__EXERCISE__. Each line of the listing that contains the word "this" is to be copied.

__ENTRIES SHOWN__.
'''

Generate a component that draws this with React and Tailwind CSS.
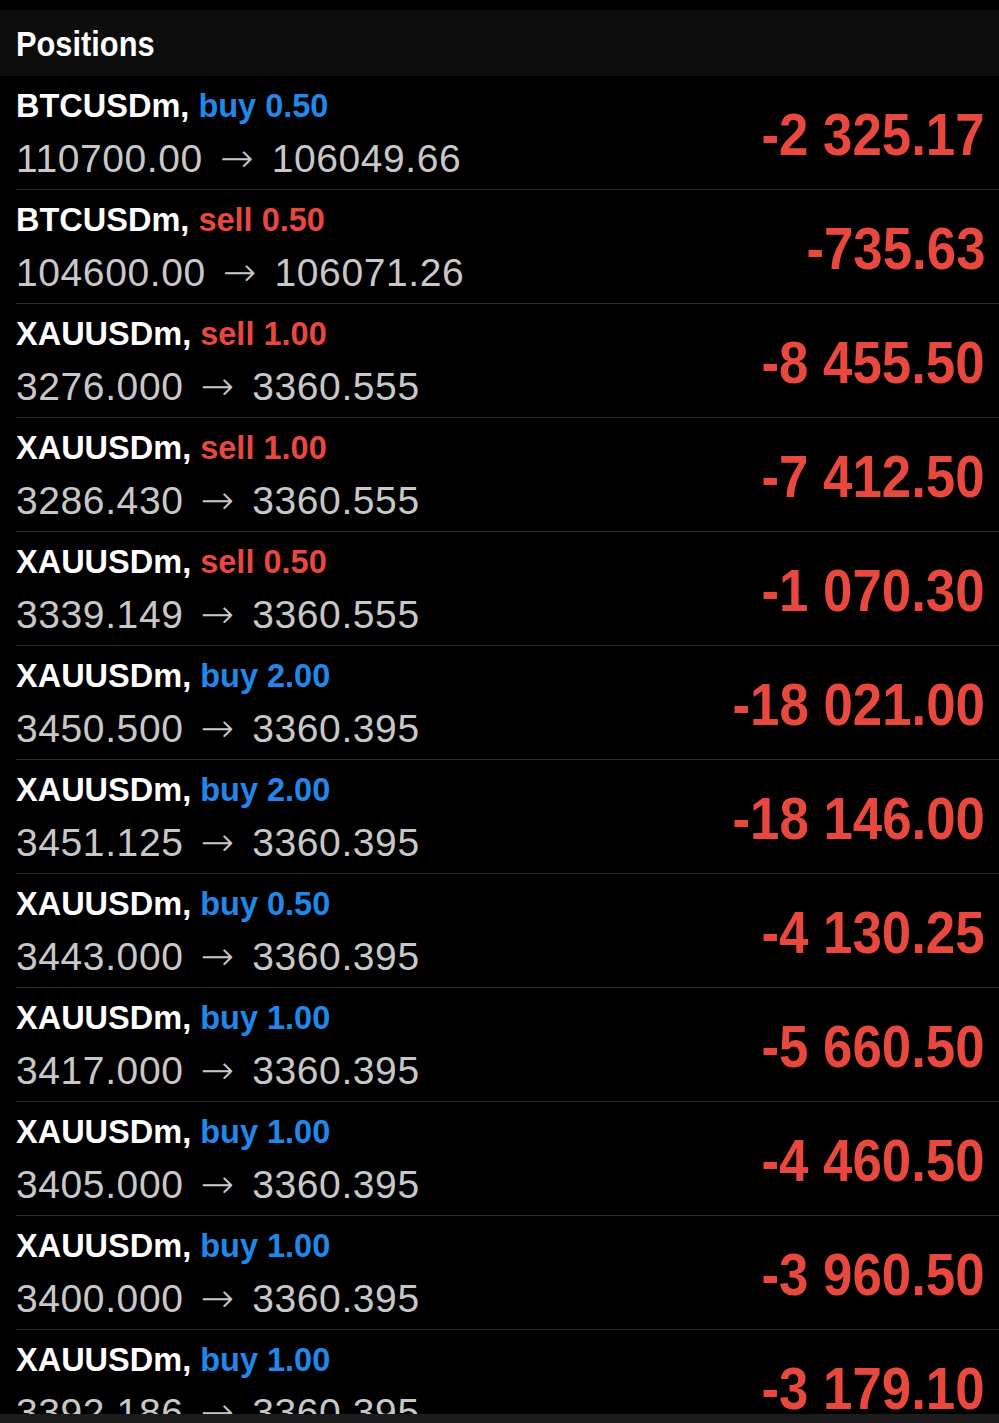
const positions = [
  { symbol: 'BTCUSDm', side: 'buy', volume: '0.50', open: '110700.00', current: '106049.66', profit: '-2 325.17' },
  { symbol: 'BTCUSDm', side: 'sell', volume: '0.50', open: '104600.00', current: '106071.26', profit: '-735.63' },
  { symbol: 'XAUUSDm', side: 'sell', volume: '1.00', open: '3276.000', current: '3360.555', profit: '-8 455.50' },
  { symbol: 'XAUUSDm', side: 'sell', volume: '1.00', open: '3286.430', current: '3360.555', profit: '-7 412.50' },
  { symbol: 'XAUUSDm', side: 'sell', volume: '0.50', open: '3339.149', current: '3360.555', profit: '-1 070.30' },
  { symbol: 'XAUUSDm', side: 'buy', volume: '2.00', open: '3450.500', current: '3360.395', profit: '-18 021.00' },
  { symbol: 'XAUUSDm', side: 'buy', volume: '2.00', open: '3451.125', current: '3360.395', profit: '-18 146.00' },
  { symbol: 'XAUUSDm', side: 'buy', volume: '0.50', open: '3443.000', current: '3360.395', profit: '-4 130.25' },
  { symbol: 'XAUUSDm', side: 'buy', volume: '1.00', open: '3417.000', current: '3360.395', profit: '-5 660.50' },
  { symbol: 'XAUUSDm', side: 'buy', volume: '1.00', open: '3405.000', current: '3360.395', profit: '-4 460.50' },
  { symbol: 'XAUUSDm', side: 'buy', volume: '1.00', open: '3400.000', current: '3360.395', profit: '-3 960.50' },
  { symbol: 'XAUUSDm', side: 'buy', volume: '1.00', open: '3392.186', current: '3360.395', profit: '-3 179.10' },
];

function PositionRow({ p }) {
  return (
    <div className="flex h-[114px] shrink-0 justify-between border-b border-[#2c2c2c] pr-[14px]">
      <div className="flex flex-col">
        <div className="mt-[11px] whitespace-nowrap text-[32.5px] font-bold leading-[38px]">
          <span className="text-white">{p.symbol}, </span>
          <span className={p.side === 'buy' ? 'text-[#2188ea]' : 'text-[#e8483d]'}>
            {p.side} {p.volume}
          </span>
        </div>
        <div className="mt-[10px] whitespace-nowrap text-[39px] leading-[46px] tracking-[0.6px] text-[#c8c8c8]">
          {p.open}
          <span className="mx-[4px] font-['DejaVu_Sans',sans-serif] text-[40px] font-extralight"> → </span>
          {p.current}
        </div>
      </div>
      <div className="mt-[29px] origin-right scale-x-[0.88] whitespace-nowrap text-[60px] font-bold leading-[60px] text-[#e8483d]">
        {p.profit}
      </div>
    </div>
  );
}

export default function App() {
  return (
    <div className="flex h-[1423px] w-[999px] flex-col overflow-hidden bg-black font-['Liberation_Sans',Arial,sans-serif]">
      <div className="mt-[10px] flex h-[66px] shrink-0 items-center bg-[#0d0d0d] pl-4">
        <span className="origin-left scale-x-[0.88] text-[35px] font-bold leading-none text-white">
          Positions
        </span>
      </div>
      <div className="flex min-h-0 flex-1 flex-col overflow-hidden pl-4">
        {positions.map((p, i) => (
          <PositionRow key={i} p={p} />
        ))}
      </div>
      <div className="h-[9px] shrink-0 bg-[#1c1c1c]" />
    </div>
  );
}
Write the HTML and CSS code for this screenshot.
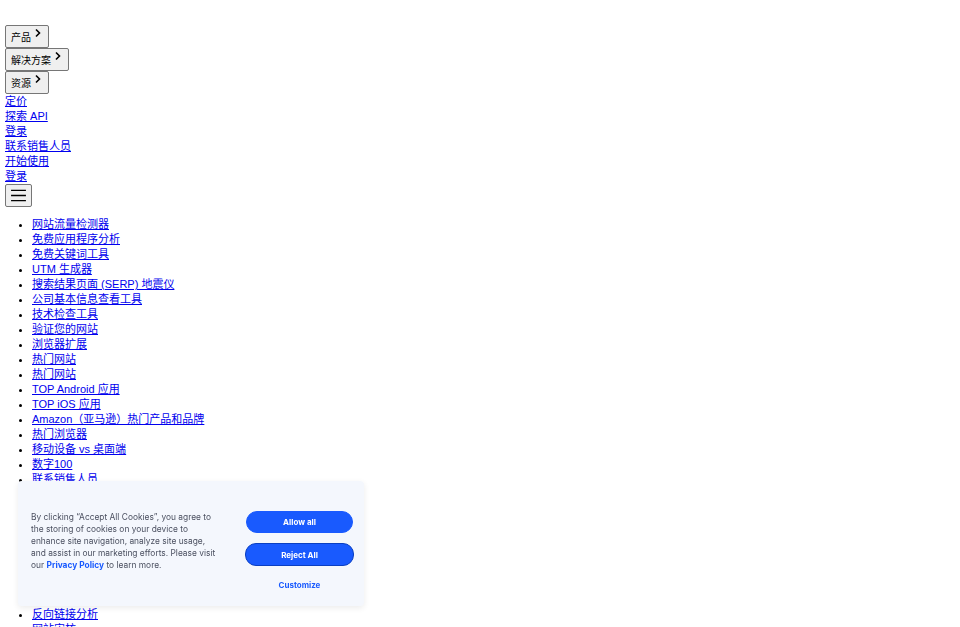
FILE: index.html
```html
<!DOCTYPE html>
<html lang="zh">
<head>
<meta charset="utf-8">
<title>Similarweb</title>
<link rel="stylesheet" href="styles.css">
</head>
<body>
<header class="nav">
  <div class="nav-item"><button class="menu-btn">产品 <svg class="chev" viewBox="0 0 10 10" width="10" height="10"><path d="M3 1.5 L6.5 5 L3 8.5" fill="none" stroke="#000" stroke-width="1.6"/></svg></button></div>
  <div class="nav-item"><button class="menu-btn">解决方案 <svg class="chev" viewBox="0 0 10 10" width="10" height="10"><path d="M3 1.5 L6.5 5 L3 8.5" fill="none" stroke="#000" stroke-width="1.6"/></svg></button></div>
  <div class="nav-item"><button class="menu-btn">资源 <svg class="chev" viewBox="0 0 10 10" width="10" height="10"><path d="M3 1.5 L6.5 5 L3 8.5" fill="none" stroke="#000" stroke-width="1.6"/></svg></button></div>
  <div class="nav-link"><a href="#">定价</a></div>
  <div class="nav-link"><a href="#">探索 API</a></div>
  <div class="nav-link"><a href="#">登录</a></div>
  <div class="nav-link"><a href="#">联系销售人员</a></div>
  <div class="nav-link"><a href="#">开始使用</a></div>
  <div class="nav-link"><a href="#">登录</a></div>
  <div class="nav-item"><button class="burger" aria-label="menu"><svg viewBox="0 0 18 14" width="17" height="13"><path d="M1 1.5 H17 M1 7 H17 M1 12.5 H17" stroke="#000" stroke-width="1.5" fill="none"/></svg></button></div>
</header>
<ul class="links">
  <li><a href="#">网站流量检测器</a></li>
  <li><a href="#">免费应用程序分析</a></li>
  <li><a href="#">免费关键词工具</a></li>
  <li><a href="#">UTM 生成器</a></li>
  <li><a href="#">搜索结果页面 (SERP) 地震仪</a></li>
  <li><a href="#">公司基本信息查看工具</a></li>
  <li><a href="#">技术检查工具</a></li>
  <li><a href="#">验证您的网站</a></li>
  <li><a href="#">浏览器扩展</a></li>
  <li><a href="#">热门网站</a></li>
  <li><a href="#">热门网站</a></li>
  <li><a href="#">TOP Android 应用</a></li>
  <li><a href="#">TOP iOS 应用</a></li>
  <li><a href="#">Amazon（亚马逊）热门产品和品牌</a></li>
  <li><a href="#">热门浏览器</a></li>
  <li><a href="#">移动设备 vs 桌面端</a></li>
  <li><a href="#">数字100</a></li>
  <li><a href="#">联系销售人员</a></li>
  <li><a href="#">关键词研究</a></li>
  <li><a href="#">竞争对手分析</a></li>
  <li><a href="#">自然搜索</a></li>
  <li><a href="#">付费搜索</a></li>
  <li><a href="#">展示广告</a></li>
  <li><a href="#">社交媒体</a></li>
  <li><a href="#">受众分析</a></li>
  <li><a href="#">市场研究</a></li>
  <li><a href="#">反向链接分析</a></li>
  <li><a href="#">网站审核</a></li>
</ul>
<div class="cookie">
  <p class="cookie-text">By clicking “Accept All Cookies”, you agree to<br>the storing of cookies on your device to<br>enhance site navigation, analyze site usage,<br>and assist in our marketing efforts. Please visit<br>our <a href="#" class="policy">Privacy Policy</a> to learn more.</p>
  <div class="cookie-actions">
    <button class="pill">Allow all</button>
    <button class="pill pill-outline">Reject All</button>
    <button class="customize">Customize</button>
  </div>
</div>
</body>
</html>
```
FILE: styles.css
```css
html, body {
  margin: 0;
  padding: 0;
}
body {
  padding: 25px 5px 0;
  font-family: "Liberation Sans", "Noto Sans CJK SC", sans-serif;
  font-size: 11px;
  line-height: 15px;
  color: #000;
  background: #fff;
}
a {
  color: #0000ee;
}
.nav-item {
  display: block;
}
.menu-btn {
  font-family: "Liberation Sans", "Noto Sans CJK SC", sans-serif;
  font-size: 10px;
  height: 23px;
  padding: 0 5px 2px;
  margin: 0;
  border: 1px solid #767676;
  border-radius: 2px;
  background: #efefef;
  color: #000;
  display: inline-flex;
  align-items: flex-end;
  gap: 2px;
  line-height: 14px;
  vertical-align: top;
}
.chev {
  align-self: flex-start;
  margin-top: 2px;
}
.nav-link {
  line-height: 15px;
}
.burger {
  width: 27px;
  height: 23px;
  margin: 0;
  padding: 0;
  border: 1px solid #767676;
  border-radius: 2px;
  background: #efefef;
  display: inline-flex;
  align-items: center;
  justify-content: center;
  vertical-align: top;
}
.links {
  margin: 10px 0 0;
  padding-left: 27px;
}
.links li {
  line-height: 15px;
}
.cookie {
  position: fixed;
  left: 18px;
  bottom: 21px;
  width: 346px;
  height: 125px;
  box-sizing: border-box;
  padding: 0 10px 0 13px;
  background: #f4f7fd;
  border-radius: 4px;
  box-shadow: 0 2px 6px rgba(0, 0, 0, 0.08);
  display: flex;
  align-items: center;
  justify-content: space-between;
  font-family: "Inter", "Liberation Sans", sans-serif;
}
.cookie-text {
  margin: 0 0 5px;
  width: 195px;
  font-size: 8.4px;
  line-height: 12px;
  color: #4b5060;
  white-space: nowrap;
}
.policy {
  color: #195afe;
  font-weight: 700;
  text-decoration: none;
}
.cookie-actions {
  width: 109px;
  display: flex;
  flex-direction: column;
  align-items: center;
  gap: 10px;
  padding-top: 14px;
}
.pill {
  width: 107px;
  height: 22px;
  border: 1px solid #195afe;
  border-radius: 11px;
  background: #195afe;
  color: #fff;
  font-family: "Inter", "Liberation Sans", sans-serif;
  font-size: 8px;
  font-weight: 700;
  margin: 0;
  padding: 0;
}
.pill-outline {
  width: 109px;
  height: 23px;
  border-color: #0a3fc2;
}
.customize {
  margin-top: 4px;
  border: 0;
  background: none;
  color: #195afe;
  font-family: "Inter", "Liberation Sans", sans-serif;
  font-size: 8px;
  font-weight: 700;
  padding: 0;
}
```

'''

__WRITTEN SOLUTION__.
Generate a component that draws this with React and Tailwind CSS.
Write the HTML and CSS code for this screenshot.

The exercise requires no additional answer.